Rather than consign Scruton to the camp of the nihilists, I think it is more just to be grateful for his efforts to liberate and defend the soul and to fight so courageously against the ubiquitous “culture of repudiation.”
What Trueman ultimately fails to do is to recognize the intimate connection between Scruton’s final philosophical position, rooted in a sympathetic articulation of the goods that come to light in the Lebenswelt (and a critique of every form of scientific materialism), and his later Christian affirmation. Even in earlier books such as Sexual Desire (1986) and Philosopher on Dover Beach (1990), the English writer vigorously defended the proposition that human beings are embodied souls: freely acting, thinking, and judging persons.
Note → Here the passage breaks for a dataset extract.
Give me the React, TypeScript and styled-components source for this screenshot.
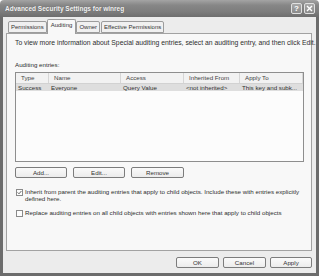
import React from 'react';
import styled, { createGlobalStyle } from 'styled-components';

const GlobalStyle = createGlobalStyle`
  html, body {
    margin: 0;
    padding: 0;
    background: #ffffff;
  }
  body {
    font-family: 'Liberation Sans', Arial, sans-serif;
    color: #2e2e2e;
  }
`;

const FONT = '6.2px';

// Ventana completa (barra de título + marco)
const Window = styled.div`
  width: 319px;
  height: 276px;
  display: flex;
  flex-direction: column;
  overflow: hidden;
`;

const TitleBar = styled.div`
  height: 17px;
  flex: none;
  display: flex;
  align-items: center;
  padding: 0 4px 0 5px;
  border-radius: 4px 4px 0 0;
  background: linear-gradient(#a4a4a4 0%, #878787 30%, #7c7c7c 70%, #6e6e6e 100%);
`;

const Title = styled.span`
  flex: 1;
  font-size: 6.5px;
  font-weight: bold;
  color: #f4f4f4;
  text-shadow: 0 0 1px #555;
`;

const CaptionButton = styled.div`
  width: 11px;
  height: 11px;
  margin-left: 2px;
  box-sizing: border-box;
  border: 1px solid #e0e0e0;
  border-radius: 2px;
  background: linear-gradient(#a8a8a8, #8a8a8a);
  color: #ffffff;
  display: flex;
  align-items: center;
  justify-content: center;
  font-size: 8px;
  font-weight: bold;
  line-height: 1;
`;

const Frame = styled.div`
  flex: 1;
  display: flex;
  flex-direction: column;
  background: #ececec;
  border: 3px solid #6c6c6c;
  border-top: none;
  padding: 2px 4px 0 3px;
`;

const TabStrip = styled.div`
  display: flex;
  align-items: flex-end;
  padding-left: 2px;
  height: 14px;
  position: relative;
  z-index: 1;
`;

const Tab = styled.div<{ $active?: boolean }>`
  box-sizing: border-box;
  height: ${(p) => (p.$active ? '15px' : '12px')};
  margin-bottom: ${(p) => (p.$active ? '-1px' : '0')};
  margin-left: ${(p) => (p.$active ? '-1px' : '0')};
  margin-right: ${(p) => (p.$active ? '0' : '1px')};
  padding: 0 ${(p) => (p.$active ? '3px' : '2px')};
  border: 1px solid #9c9c9c;
  border-bottom: ${(p) => (p.$active ? 'none' : '1px solid #9c9c9c')};
  border-radius: 2px 2px 0 0;
  background: ${(p) => (p.$active ? '#f8f8f8' : '#f0f0f0')};
  font-size: 6px;
  line-height: ${(p) => (p.$active ? '11px' : '10px')};
  white-space: nowrap;
  color: #333;
`;

const Panel = styled.div`
  height: 218px;
  box-sizing: border-box;
  border: 1px solid #a2a2a2;
  background: #f8f8f8;
  padding: 5px 7px 0 8px;
  display: flex;
  flex-direction: column;
`;

const Text = styled.div<{ $top?: number; $size?: string }>`
  font-size: ${(p) => p.$size ?? FONT};
  line-height: 8px;
  margin-top: ${(p) => p.$top ?? 0}px;
  white-space: nowrap;
`;

const ListBox = styled.div`
  margin-top: 3px;
  height: 90px;
  box-sizing: border-box;
  border: 1px solid #8e8e8e;
  background: #fcfcfc;
`;

const COLUMNS = '33px 72px 63px 56px 1fr';

const HeaderRow = styled.div`
  display: grid;
  grid-template-columns: ${COLUMNS};
  height: 10px;
  background: #f2f2f2;
  border-bottom: 1px solid #d2d2d2;
`;

const HeaderCell = styled.div`
  font-size: ${FONT};
  line-height: 10px;
  padding-left: 5px;
  border-right: 1px solid #d6d6d6;
  color: #444;
  white-space: nowrap;
`;

const EntryRow = styled.div<{ $selected?: boolean }>`
  display: grid;
  grid-template-columns: ${COLUMNS};
  height: 7px;
  background: ${(p) => (p.$selected ? '#dedede' : 'transparent')};
`;

const Cell = styled.div`
  font-size: ${FONT};
  line-height: 7px;
  padding-left: 2px;
  white-space: nowrap;
  overflow: hidden;
`;

const ButtonRow = styled.div<{ $end?: boolean }>`
  display: flex;
  gap: ${(p) => (p.$end ? '4px' : '6px')};
  justify-content: ${(p) => (p.$end ? 'flex-end' : 'flex-start')};
`;

const Button = styled.div<{ $w: number }>`
  width: ${(p) => p.$w}px;
  height: 11px;
  box-sizing: border-box;
  border: 1px solid #7c7c7c;
  border-radius: 2px;
  background: linear-gradient(#fafafa, #ececec);
  font-size: ${FONT};
  line-height: 9px;
  text-align: center;
  color: #333;
`;

const CheckRow = styled.div<{ $top: number }>`
  display: flex;
  align-items: flex-start;
  gap: 2px;
  margin-top: ${(p) => p.$top}px;
  padding-left: 1px;
`;

const Box = styled.div`
  flex: none;
  width: 7px;
  height: 7px;
  margin-top: 0.5px;
  box-sizing: border-box;
  border: 1px solid #8a8a8a;
  background: #fdfdfd;
  display: flex;
  align-items: center;
  justify-content: center;
`;

const CheckText = styled.div`
  font-size: ${FONT};
  line-height: 7px;
  white-space: nowrap;
`;

const Footer = styled.div`
  padding: 6px 0 0;
`;

const columns = ['Type', 'Name', 'Access', 'Inherited From', 'Apply To'];
const entry = ['Success', 'Everyone', 'Query Value', '<not inherited>', 'This key and subk...'];

function Check({ checked }: { checked?: boolean }) {
  return (
    <Box>
      {checked && (
        <svg width="5" height="5" viewBox="0 0 5 5">
          <path d="M0.6 2.4 L2 3.8 L4.4 1" stroke="#555" strokeWidth="0.9" fill="none" />
        </svg>
      )}
    </Box>
  );
}

export default function App() {
  return (
    <>
      <GlobalStyle />
      <Window>
        <TitleBar>
          <Title>Advanced Security Settings for winreg</Title>
          <CaptionButton>?</CaptionButton>
          <CaptionButton>
            <svg width="7" height="7" viewBox="0 0 7 7">
              <path d="M1 1 L6 6 M6 1 L1 6" stroke="#fff" strokeWidth="1.4" />
            </svg>
          </CaptionButton>
        </TitleBar>
        <Frame>
          <TabStrip>
            <Tab>Permissions</Tab>
            <Tab $active>Auditing</Tab>
            <Tab>Owner</Tab>
            <Tab>Effective Permissions</Tab>
          </TabStrip>
          <Panel>
            <Text $size="6.8px">
              To view more information about Special auditing entries, select an auditing entry, and then click Edit.
            </Text>
            <Text $top={14}>Auditing entries:</Text>
            <ListBox>
              <HeaderRow>
                {columns.map((c) => (
                  <HeaderCell key={c}>{c}</HeaderCell>
                ))}
              </HeaderRow>
              <EntryRow $selected>
                {entry.map((c) => (
                  <Cell key={c}>{c}</Cell>
                ))}
              </EntryRow>
            </ListBox>
            <ButtonRow style={{ marginTop: 5 }}>
              <Button $w={52}>Add...</Button>
              <Button $w={52}>Edit...</Button>
              <Button $w={53}>Remove</Button>
            </ButtonRow>
            <CheckRow $top={10}>
              <Check checked />
              <CheckText>
                Inherit from parent the auditing entries that apply to child objects. Include these with entries explicitly
                <br />
                defined here.
              </CheckText>
            </CheckRow>
            <CheckRow $top={7}>
              <Check />
              <CheckText>Replace auditing entries on all child objects with entries shown here that apply to child objects</CheckText>
            </CheckRow>
          </Panel>
          <Footer>
            <ButtonRow $end>
              <Button $w={43}>OK</Button>
              <Button $w={43}>Cancel</Button>
              <Button $w={42}>Apply</Button>
            </ButtonRow>
          </Footer>
        </Frame>
      </Window>
    </>
  );
}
He was by then the most forceful and eloquent philosophical critic of what the English philosopher Mary Midgley called “nothing buttery,” the pseudo-philosophical conceit that “the ‘self’ is an illusion, and that the human person is ‘nothing but’ the human animal, just as law is ‘nothing but’ relations of social power, sexual love ‘nothing but’ the procreative urge and the Mona Lisa ‘nothing but’ a spread of pigments on a canvas.”
In a 2014 piece for The Spectator entitled “Humans Hunger for the Sacred: Why Can’t the New Atheists Understand That?,” from which I have just quoted, Scruton goes so far as to say that “getting rid” of such “nothing buttery” is “the true goal of philosophy.” And he clearly believed that philosophy so understood would pave the way for renewed religious affirmation and an uninhibited recognition of the powers of the soul. By exposing scientistic dogmatism for the fiction that it is, the Scrutonian model of philosophizing could provide “the first step towards understanding why and how we live in a world of sacred things.”
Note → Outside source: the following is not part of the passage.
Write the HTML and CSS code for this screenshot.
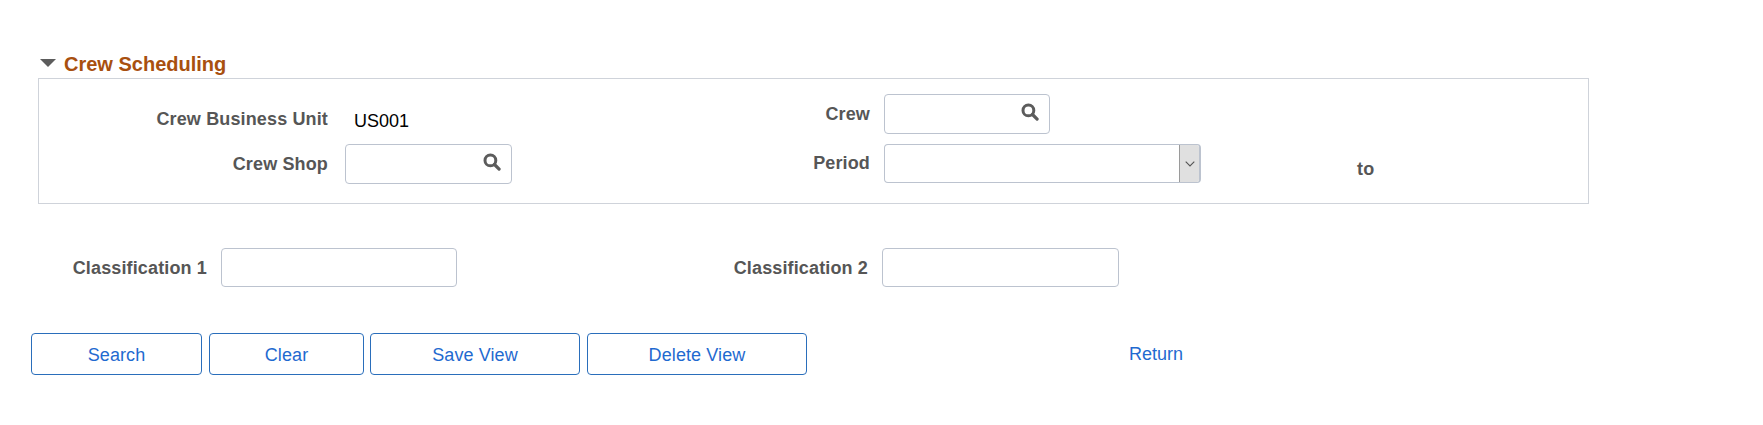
FILE: index.html
```html
<!DOCTYPE html>
<html lang="en">
<head>
<meta charset="utf-8">
<title>Crew Scheduling</title>
<link rel="stylesheet" href="styles.css">
</head>
<body>
<main class="page">
  <h2 class="section-title"><span class="caret"></span>Crew Scheduling</h2>
  <section class="group">
    <div class="col col-left">
      <div class="row row-unit">
        <span class="label label-left">Crew Business Unit</span>
        <span class="value">US001</span>
      </div>
      <div class="row row-shop">
        <span class="label label-left">Crew Shop</span>
        <div class="input search-input">
          <svg class="mag" viewBox="0 0 18 18"><circle cx="7.4" cy="7.4" r="5.4" fill="none" stroke="#5c5c5c" stroke-width="3"/><path d="M11.5 11.5l4.6 4.6" stroke="#5c5c5c" stroke-width="3.2" stroke-linecap="round"/></svg>
        </div>
      </div>
    </div>
    <div class="col col-mid">
      <div class="row row-crew">
        <span class="label label-mid">Crew</span>
        <div class="input search-input search-crew">
          <svg class="mag" viewBox="0 0 18 18"><circle cx="7.4" cy="7.4" r="5.4" fill="none" stroke="#5c5c5c" stroke-width="3"/><path d="M11.5 11.5l4.6 4.6" stroke="#5c5c5c" stroke-width="3.2" stroke-linecap="round"/></svg>
        </div>
      </div>
      <div class="row row-period">
        <span class="label label-mid">Period</span>
        <div class="input select-input">
          <span class="select-btn"><svg class="chev" viewBox="0 0 10 6"><path d="M.7.7L5 5l4.3-4.3" fill="none" stroke="#555" stroke-width="1.1"/></svg></span>
        </div>
        <span class="label to">to</span>
      </div>
    </div>
  </section>
  <section class="class-row">
    <div class="class-item item-1">
      <span class="label">Classification 1</span>
      <div class="input class-input"></div>
    </div>
    <div class="class-item item-2">
      <span class="label">Classification 2</span>
      <div class="input class-input"></div>
    </div>
  </section>
  <section class="actions">
    <button class="btn btn-search">Search</button>
    <button class="btn btn-clear">Clear</button>
    <button class="btn btn-save">Save View</button>
    <button class="btn btn-delete">Delete View</button>
    <a class="return" href="#">Return</a>
  </section>
</main>
</body>
</html>
```
FILE: styles.css
```css
* { box-sizing: border-box; }
html, body { margin: 0; padding: 0; background: #fff; }
body { font-family: "Liberation Sans", Arial, sans-serif; font-size: 18px; color: #000; }
.page { padding: 52px 0 0 31px; height: 425px; overflow: hidden; }
.section-title { margin: 0 0 0 9px; height: 26px; padding-bottom: 2px; display: flex; align-items: center; font-size: 20px; font-weight: bold; color: #a8500f; line-height: 24px; }
.caret { flex: none; width: 0; height: 0; border-left: 8px solid transparent; border-right: 8px solid transparent; border-top: 8px solid #5c5c5c; margin: -2px 8px 0 0; }
.group { margin-left: 7px; width: 1551px; height: 126px; border: 1px solid #cfd3da; display: flex; }
.col { display: flex; flex-direction: column; }
.col-left { flex: none; width: 475px; }
.col-mid { flex: none; width: 1000px; }
.row { display: flex; align-items: center; }
.label { flex: none; font-weight: bold; color: #565656; font-size: 18px; letter-spacing: 0.14px; white-space: nowrap; }
.label-left { width: 289px; text-align: right; }
.label-mid { width: 356px; text-align: right; }
.row-unit { height: 40px; margin-top: 20px; }
.value { margin-left: 26px; position: relative; top: 2px; }
.row-shop { height: 40px; margin-top: 5px; }
.row-shop .input { margin-left: 17px; }
.row-crew { margin-top: 15px; height: 40px; }
.row-crew .input { margin-left: 14px; }
.row-period { margin-top: 10px; height: 39px; }
.row-period .input { margin-left: 14px; }
.input { flex: none; height: 40px; border: 1px solid #bcc3cf; border-radius: 4px; background: #fff; }
.search-input { width: 167px; display: flex; align-items: center; justify-content: flex-end; padding-right: 10px; }
.search-crew { width: 166px; }
.mag { width: 18px; height: 18px; display: block; margin-top: -4px; }
.select-input { width: 317px; height: 39px; display: flex; justify-content: flex-end; overflow: hidden; border-right-width: 2px; }
.select-btn { width: 20px; background: #e0e0e0; border-left: 1px solid #9a9a9a; display: flex; align-items: center; justify-content: center; }
.chev { width: 10px; height: 6px; }
.to { margin-left: 156px; position: relative; top: 6px; }
.class-row { display: flex; margin-top: 44px; height: 40px; }
.class-item { display: flex; align-items: flex-start; }
.item-1 { width: 426px; justify-content: flex-end; }
.item-2 { margin-left: 236px; width: 426px; justify-content: flex-end; }
.class-item .label { margin: 10px 14px 0 0; }
.class-input { width: 236px; height: 39px; }
.item-2 .class-input { width: 237px; }
.actions { display: flex; align-items: center; margin-top: 45px; height: 42px; }
.btn { height: 42px; margin: 0 7px 0 0; padding: 2px 0 0; background: #fff; border: 1px solid #2a6ebb; border-radius: 4px; color: #1f6ad0; font: 18px "Liberation Sans", Arial, sans-serif; letter-spacing: 0.1px; }
.btn-search { width: 171px; }
.btn-clear { width: 155px; margin-right: 6px; }
.btn-save { width: 210px; }
.btn-delete { width: 220px; }
.return { margin-left: 315px; color: #1f6ad0; text-decoration: none; font-size: 18px; }
```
In his remarkable 2012 book, The Face of God, based on his Gifford Lectures, Scruton shows how a non-reductive appreciation of the human face as the seat of personhood, moral agency, and mutual accountability can point to the ultimate I-Thou relationship, the relationship between the Creator God and those ensouled persons he endowed with moral freedom and personal responsibility. Where is the nihilism here? I also suggest that interested readers examine Scruton’s 2006 essay “Dawkins is Wrong About God.” There is nothing “utilitarian” in Scruton’s approach to God and Christianity in these and other pieces that I have highlighted. And when Trueman takes Scruton to task for defending human mortality as a necessary precondition of a morally serious life (as Leon Kass has also done), he fails to distinguish between immortality in this world and the “promises of God” about eternal life.
Roger Scruton knew that philosophy could only go so far in defending the truths of religion. As he suggested in a posthumously published 2020 essay, it could do something by clearing away false obstacles to faith and the life of the soul, which is hardly nothing, as he quickly added. As for his own personal journey, in an interview published in the May 2020 issue of the Hungarian Review, Scruton explained why he returned to the Anglican Church in the final decades of his life. He found there, he said, joy and solace in its hymns and Bible stories, “and the experience of Holy Communion force(d) me to be humble and to recognize my faults.”
Rather than consign him to the camp of the nihilists, I would think it is a more Christian thing (and altogether just) to be grateful for his efforts to liberate and defend the soul and to fight so courageously against the ubiquitous “culture of repudiation.”